La pétition menée par monsieur Alain Toppan, cadre de la firme Biogemma, vise à défendre une application commerciale d'une technologie qui est loin d'être au point.
Toutes les études existantes sur la dissémination pollinique attestent d'une pollution des OGM sur les cultures conventionnelles ou biologiques de même famille.
Aucune étude sérieuse, hormis celle d'Arpad Pusztaï qui a démontré la nocivité des pommes de terre transgéniques sur l'appareil digestif des rats, n'a démontré encore l'innocuité de l'ingestion des plantes génétiquement modifiées par les humains ou bien par les animaux, simplement parce qu'aucune étude n'a été entreprise ou menée jusqu'à son terme.
Il n'y a aucune nécessité de faire des essais en plein champ en France ou en Europe, alors que cette expérience en milieu ouvert existe déjà à l'échelle du continent nord-américain. Notons que les premières études épistémologiques en provenance de cette région du monde sont inquiétantes, tout en méritant des enquêtes plus approfondies, pour connaître les véritables causes (OGM ? Pesticides ? Engrais chimiques ?...).
Denis Sergent pointe à juste titre dans son article la volonté des chercheurs pour que le débat continue. Attac dit " chiche ! ". Et je rajoute qu'il existe le rapport dit " des quatre sages " de février 2002, qui a déjà entamé ce débat, que ce rapport peut être le point de départ d'un débat national initié par la Commission nationale des débats publics. Bien sûr ce débat ne peut pas être biaisé, et doit accepter aussi la réalité sociologique à savoir que 71 % des Français et des Européens sont opposés aux OGM.
Nous ne sommes pas dupes du besoin qu'ont les entreprises agro-semencières du type Biogemma ou Monsanto, de l'existence des OGM. Les OGM, par l'entremise des brevets, permettent à ces entreprises d'obtenir une propriété intellectuelle chèrement vendue aux paysans, qui ainsi perdent la maîtrise agricole : un tour de passe-passe qui transfère les compétences paysannes en propriété industrielle, ainsi se réalise la main mise sur le vivant.
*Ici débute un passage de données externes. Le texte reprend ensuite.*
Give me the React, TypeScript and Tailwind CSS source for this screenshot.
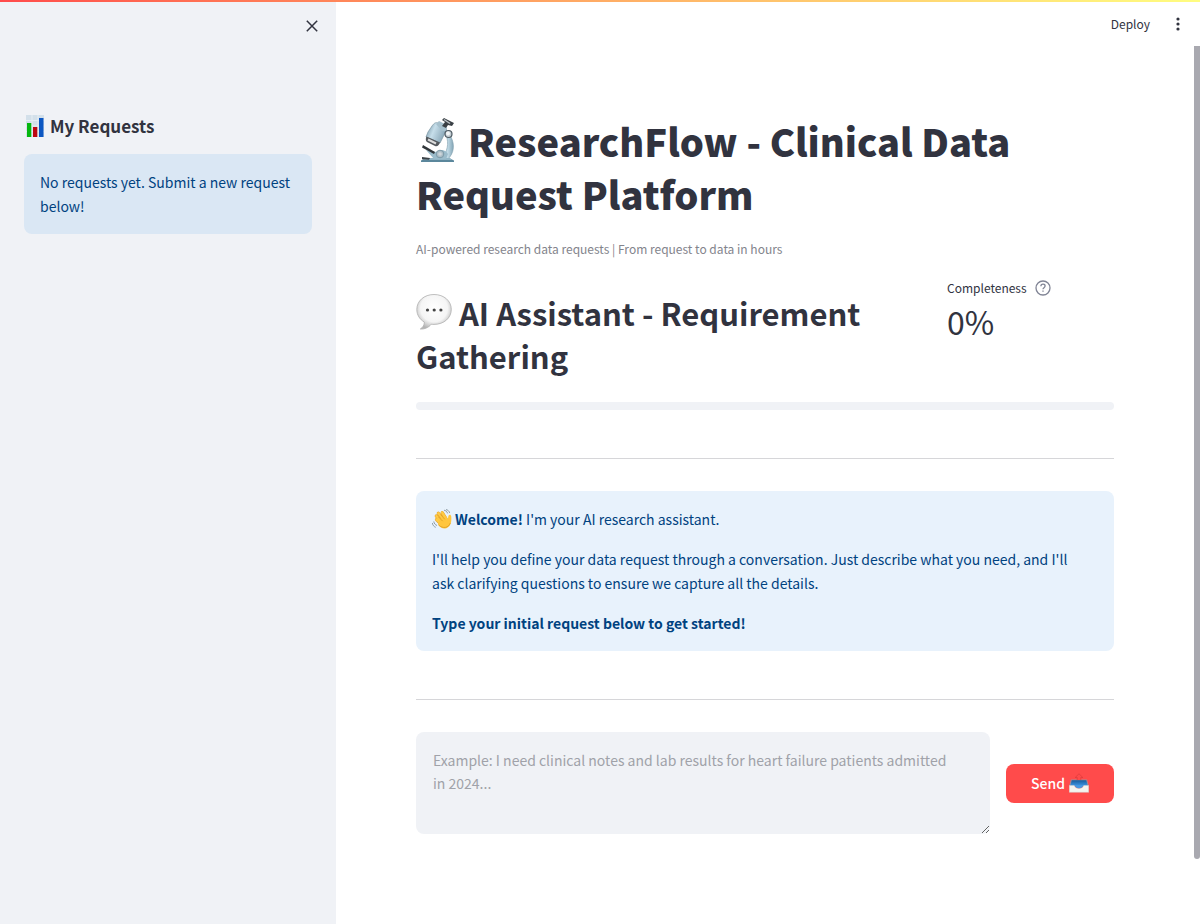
import { useState } from "react";

function BarChartEmoji() {
  return (
    <svg className="mr-1 h-[22px] w-[22px] shrink-0" viewBox="0 0 22 22" role="img" aria-label="Bar chart">
      <rect x="2" y="0" width="18" height="22" fill="#d3e0ea" />
      <path d="M2 5.500h18M2 11h18M2 16.500h18M8 0v22M14 0v22" stroke="#e6eef4" strokeWidth="1" />
      <rect x="3" y="8" width="4.300" height="14" fill="#05b70f" />
      <rect x="9" y="12" width="4.300" height="10" fill="#bd0712" />
      <rect x="15" y="3" width="4.500" height="19" fill="#0d57c2" />
    </svg>
  );
}

function MicroscopeEmoji() {
  return (
    <svg className="mr-2 inline-block h-[46px] w-[44px] align-[-6px]" viewBox="0 0 44 46" role="img" aria-label="Microscope">
      <defs>
        <linearGradient id="tube" x1="0" y1="0.300" x2="1" y2="0.700">
          <stop offset="0" stopColor="#7f9dad" />
          <stop offset="0.350" stopColor="#c6deea" />
          <stop offset="1" stopColor="#7d9cae" />
        </linearGradient>
        <linearGradient id="stand" x1="0" y1="0" x2="1" y2="0">
          <stop offset="0" stopColor="#8fb0c0" />
          <stop offset="0.600" stopColor="#c2dbe7" />
          <stop offset="1" stopColor="#83a5b6" />
        </linearGradient>
      </defs>
      <path d="M31 21l4-1c4 8 3 16-3 22h-9c7-4 10-12 8-21z" fill="url(#stand)" stroke="#7e9dac" strokeWidth=".6" />
      <path d="M5 43.500l4-2h25l4 2v1.500H5z" fill="#5b879c" />
      <path d="M10 41h24l2 2H7z" fill="#93b6c6" />
      <path d="M10 33l10 2c4-3 9-3 12 2l-2 5H18z" fill="#9bbccb" />
      <circle cx="24" cy="37" r="3.800" fill="#adbfc8" stroke="#718f9e" strokeWidth=".8" />
      <circle cx="24" cy="37" r="1.800" fill="#cfd6da" />
      <path d="M7 28l12 7-1 2L6 30.500z" fill="#30363a" />
      <path d="M6 40l8 1-1 1.800-7-.5z" fill="#3b4247" />
      <path d="M16 9c2-3 4-4 6-3l7 4c2 1 2 4 0 6l-5 10L10 20l2-5z" fill="url(#tube)" stroke="#7894a2" strokeWidth=".7" />
      <path d="M10.500 19.500L24 25.500c-1 3-3 4.500-5 3.500l-8-4c-1.500-1-1.500-3.500-.5-5.500z" fill="#54595e" />
      <path d="M12 22.500l8 4" stroke="#dddddd" strokeWidth="2" />
      <path d="M20 7l3-3 8 4-1 6-4 0z" fill="#a6c0cd" />
      <path d="M26 3l2-2 10 5-2 3-4-1-2 3-4-2 3-4z" fill="#3a4045" />
      <path d="M28 2.500l6 4" stroke="#b8bfc4" strokeWidth="1.500" />
      <circle cx="32.500" cy="17" r="3.500" fill="#c3cdd3" stroke="#4d5a63" strokeWidth="1.200" />
      <circle cx="32" cy="16.600" r="2" fill="#f2f5f6" />
    </svg>
  );
}

function SpeechEmoji() {
  return (
    <svg className="mr-[7px] inline-block h-[38px] w-[36px] align-[-5px]" viewBox="0 0 36 38" role="img" aria-label="Speech bubble">
      <defs>
        <radialGradient id="bubble" cx="0.500" cy="0.400" r="0.600">
          <stop offset="0" stopColor="#ffffff" />
          <stop offset="0.650" stopColor="#f5f5f5" />
          <stop offset="1" stopColor="#b4b4b4" />
        </radialGradient>
      </defs>
      <path d="M18 1.500C8 1.500.8 8 .8 16.500c0 5.500 3 10 7.500 12.500.3 3-1.500 5.500-4 7 4 .4 8.500-1.500 11-4.800 1 .2 1.800.2 2.700.2 10 0 17.300-6.500 17.300-15S28 1.500 18 1.500z" fill="url(#bubble)" stroke="#b0b0b0" strokeWidth=".8" />
      <g fill="#434343"><circle cx="11.500" cy="17" r="1.600" /><circle cx="18.200" cy="17" r="1.600" /><circle cx="24.900" cy="17" r="1.600" /></g>
    </svg>
  );
}

function WaveEmoji() {
  return (
    <svg className="mr-[3px] inline-block h-5 w-5 align-[-4px]" viewBox="0 0 20 20" role="img" aria-label="Waving hand">
      <g fill="none" stroke="#e5a02a" strokeWidth="3.200" strokeLinecap="round">
        <path d="M4.500 10.500l5 5M4.300 7l6 6M6.300 4.300l6 7M10.200 3.600l4 6.500" />
      </g>
      <g fill="none" stroke="#ffcb45" strokeWidth="2.400" strokeLinecap="round">
        <path d="M4.500 10.500l5 5M4.300 7l6 6M6.300 4.300l6 7M10.200 3.600l4 6.500" />
      </g>
      <path d="M8 10l6-3 2 3.500c0-2 .2-4.500 1.700-4.700 1.600-.2 1.800 2.400 1.600 5.200-.2 4.500-2.300 8-6.300 8.500-2.600.3-5-1.300-7-4z" fill="#ffc63e" />
      <path d="M6.500 8l4.200 4.200M8.500 5.500l4.300 4.800M6.500 16c4.500 4 10 3 11.800-2" fill="none" stroke="#d7951e" strokeWidth=".7" />
      <path d="M12 1.200c1.700.2 3 1.400 3.600 3.200M14 .6c1.800.2 3.200 1.600 3.700 3.300M1.800 12.500c.3 2 1.400 3.300 3.200 4M.3 14c.3 2.100 1.600 3.600 3.400 4.300" fill="none" stroke="#8b99a3" strokeWidth="1" />
    </svg>
  );
}

function OutboxEmoji() {
  return (
    <svg className="h-5 w-5 shrink-0" viewBox="0 0 20 20" role="img" aria-label="Outbox tray">
      <defs>
        <linearGradient id="tray" x1="0" y1="0" x2="0" y2="1">
          <stop offset="0" stopColor="#175d9f" />
          <stop offset="1" stopColor="#4297e3" />
        </linearGradient>
      </defs>
      <path d="M2 6.500h16l1.800 6.500H.2z" fill="#9f8f99" />
      <path d="M2.700 7.300h14.600l1.500 5.700H1.200z" fill="url(#tray)" />
      <path d="M.3 12.500h5c.7 2 2.200 3 4.700 3s4-1 4.700-3h5v6.800H.3z" fill="#f4f4ef" stroke="#cfcfcc" strokeWidth=".5" />
      <path d="M5.500 12.300h9c-.7 2-2.200 3-4.500 3s-3.800-1-4.500-3z" fill="#4499e4" />
      <path d="M8.200 7V4.500h-2L10 .8l3.800 3.700h-2V7" fill="#ff4b4b" stroke="#d53a3b" strokeWidth=".6" />
    </svg>
  );
}

function Sidebar() {
  return (
    <aside className="flex w-[336px] shrink-0 flex-col bg-[#f0f2f6] px-6">
      <div className="flex h-[114px] items-start justify-end pt-4">
        <button type="button" aria-label="Close sidebar" className="-mr-2.5 flex h-5 w-5 items-center justify-center">
          <svg className="h-5 w-5" viewBox="0 0 20 20" fill="none" stroke="#31333f" strokeWidth="1.500">
            <path d="M4.800 4.800l10.400 10.400M15.200 4.800L4.800 15.200" />
          </svg>
        </button>
      </div>
      <h2 className="flex h-6 items-center text-[17px] leading-6 font-bold">
        <BarChartEmoji />
        My Requests
      </h2>
      <div className="mt-4 rounded-lg bg-[#dae7f4] p-4 text-[#004280]">
        No requests yet. Submit a new request below!
      </div>
    </aside>
  );
}

function Toolbar() {
  return (
    <header className="flex h-12 items-center justify-end gap-[18px] pr-1.5 text-[12px]">
      <button type="button">Deploy</button>
      <button type="button" aria-label="Main menu" className="flex h-5 w-5 items-center justify-center">
        <svg className="h-4 w-4" viewBox="0 0 16 16" fill="#31333f">
          <circle cx="8" cy="3" r="1.600" /><circle cx="8" cy="8" r="1.600" /><circle cx="8" cy="13" r="1.600" />
        </svg>
      </button>
    </header>
  );
}

export default function App() {
  const [message, setMessage] = useState("");
  return (
    <div className="relative flex min-h-screen bg-white font-['Noto_Sans_CJK_SC','Noto_Sans',sans-serif] text-[14px] leading-6 text-[#31333f]">
      <div className="absolute inset-x-0 top-0 h-0.5 bg-linear-to-r from-[#ff4b4b] to-[#fffd80]" />
      <Sidebar />
      <div className="min-w-0 flex-1">
        <Toolbar />
        <main className="px-20 pt-[66px] pb-10">
          <h1 className="text-[38px] leading-[53px] font-black">
            <MicroscopeEmoji />
            ResearchFlow - Clinical Data Request Platform
          </h1>
          <p className="mt-[18px] text-[12px] leading-[22px] text-[#83848c]">
            AI-powered research data requests | From request to data in hours
          </p>
          <div className="mt-4 flex gap-4">
            <h2 className="min-w-0 flex-1 pt-[15px] pb-px text-[31px] leading-[43px] font-bold">
              <SpeechEmoji />
              AI Assistant - Requirement Gathering
            </h2>
            <div className="w-[167px]">
              <div className="flex h-6 items-center gap-2 text-[12px]">
                Completeness
                <button type="button" aria-label="Help" className="flex">
                  <svg className="h-4 w-4" viewBox="0 0 16 16" fill="none" stroke="#808495" strokeWidth="1.300">
                    <circle cx="8" cy="8" r="7" />
                    <path d="M5.900 6.200c0-1.300.9-2 2.100-2s2.100.7 2.100 1.800c0 1.600-2.100 1.700-2.100 3.200" />
                    <path d="M8 10.500v1.300" />
                  </svg>
                </button>
              </div>
              <div className="text-[32px] leading-[42px]">0%</div>
            </div>
          </div>
          <div role="progressbar" aria-label="Completeness" aria-valuenow={0} className="mt-6 h-2 rounded-full bg-[#f0f2f6]" />
          <hr className="mt-12 border-[#d6d6d9]" />
          <section className="mt-8 flex flex-col gap-4 rounded-lg bg-[#e8f2fc] py-4 pr-7 pl-4 text-[#004280]">
            <p>
              <WaveEmoji />
              <strong className="font-bold">Welcome!</strong> I'm your AI research assistant.
            </p>
            <p>
              I'll help you define your data request through a conversation. Just describe what you need, and I'll ask
              clarifying questions to ensure we capture all the details.
            </p>
            <p className="font-bold">Type your initial request below to get started!</p>
          </section>
          <hr className="mt-12 border-[#d6d6d9]" />
          <form className="mt-8 flex items-center gap-4" onSubmit={(event) => event.preventDefault()}>
            <textarea
              aria-label="Your message"
              value={message}
              onChange={(event) => setMessage(event.target.value)}
              placeholder="Example: I need clinical notes and lab results for heart failure patients admitted in 2024..."
              className="block h-[102px] min-w-0 flex-1 resize-y rounded-lg bg-[#f0f2f6] py-[17px] pr-8 pl-[17px] leading-[23px] outline-none placeholder:text-[#a0a2a9]"
            />
            <button
              type="submit"
              className="flex h-[39px] w-[108px] items-center justify-center gap-1 rounded-lg bg-[#ff4b4b] font-medium text-white"
            >
              Send
              <OutboxEmoji />
            </button>
          </form>
        </main>
      </div>
      <div className="w-1.5 shrink-0 pt-[46px]" aria-hidden="true">
        <div className="h-[813px] rounded-b-full bg-[#a9a9b0]" />
      </div>
    </div>
  );
}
Enfin, pour ce qui est de notre compétitivité économique dans le domaine agricole, je ne saurais que renvoyer à l'excellent dossier d'Alternatives Economiques (n°217 de septembre 2003) sur l'OMC et l'agriculture, ainsi que sur le dossier rédigé par l'Ecologiste (n°10 de juin 2003) où il est détaillé l'existence au niveau mondial d'une production alimentaire suffisante, l'absence d'une volonté politique pour régler le problème de la faim dans le monde, et la nécessité d'une répartition plus juste des terres, des moyens de production et des récoltes. En abrégé, il est question des inégalités économiques et sociales : les problèmes sont l'accès au foncier ou aux revenus permettant d'acheter de la nourriture, ou les moyens de production pour subvenir à ses propres besoins.

* Membre du Conseil d'administration d'Attac et animateur de la commission OGM.